A fellow guest recalls: ‘Jo was very respectful of his brother – he clearly held him in huge regard. But they didn’t josh with one another as equals. Boris alone held the floor.’
A family friend cautions against suggestions that the relationship between the brothers will be seriously fractured.
‘They are extremely close and that old adage about blood being thicker than water could have been written for the Johnsons. Whenever they are all together – which is often – there is an element of the Johnsons against the world. Not so much a sense of entitlement but of sticking together through thick and thin. They will never fall out like the Miliband brothers did.’
NOTHiNG illustrates that better than on the morning of Boris’s leadership campaign launch back in June. Jo was spotted trudging slowly through St James’s Park, shoulders slumped, brow furrowed. He looked like a condemned man approaching the gallows.
Asked if he was going to back
Boris, he slowly replied: ‘You do what you have to do. i’m wandering slowly there.’
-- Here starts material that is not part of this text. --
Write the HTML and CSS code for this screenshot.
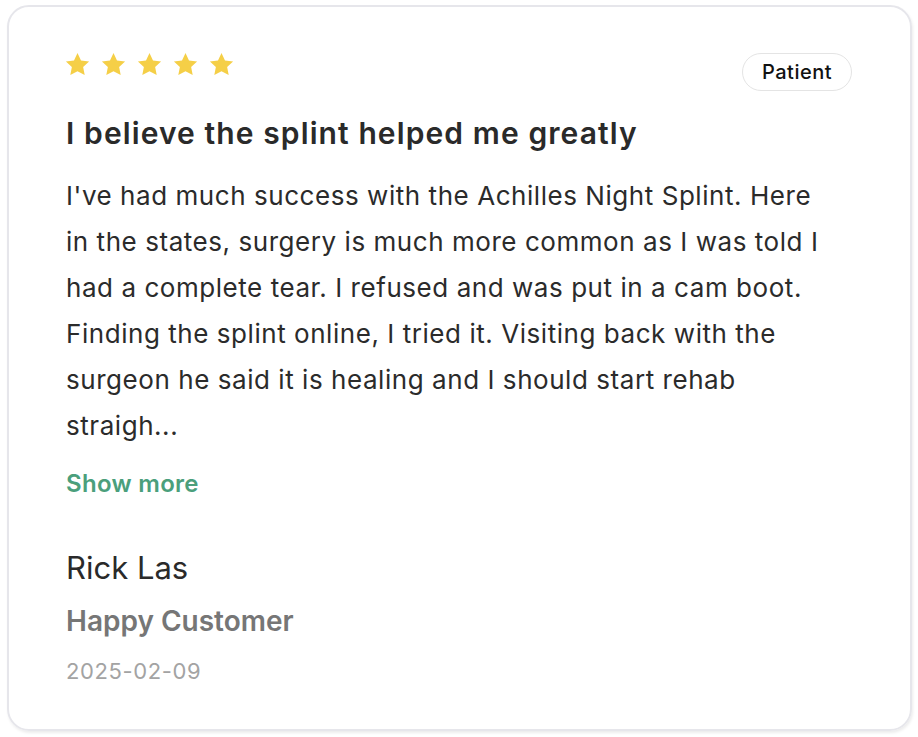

While he has no regrets about backing Boris for the leadership, Jo now knows he should have turned down the ministerial job. As for the Prime Minister, he also realises he made a mistake. ‘He should never have offered Jo a job in the first place as it was inevitable their paths would sharply divide over Europe,’ said a Tory MP.
Friends were putting the best possible gloss on it.
According to Boris’s biographer Andrew Gimson, Jo’s resignation was actually something of a favour for the Prime Minister.
He said: ‘He could never promote Jo to the Cabinet because he would be accused of nepotism and yet he was too good to remain in the second division of junior ministers. This at least is a way out of that conundrum.’
That may be true. But the fact is that neither of them emerge from this sorry mess well.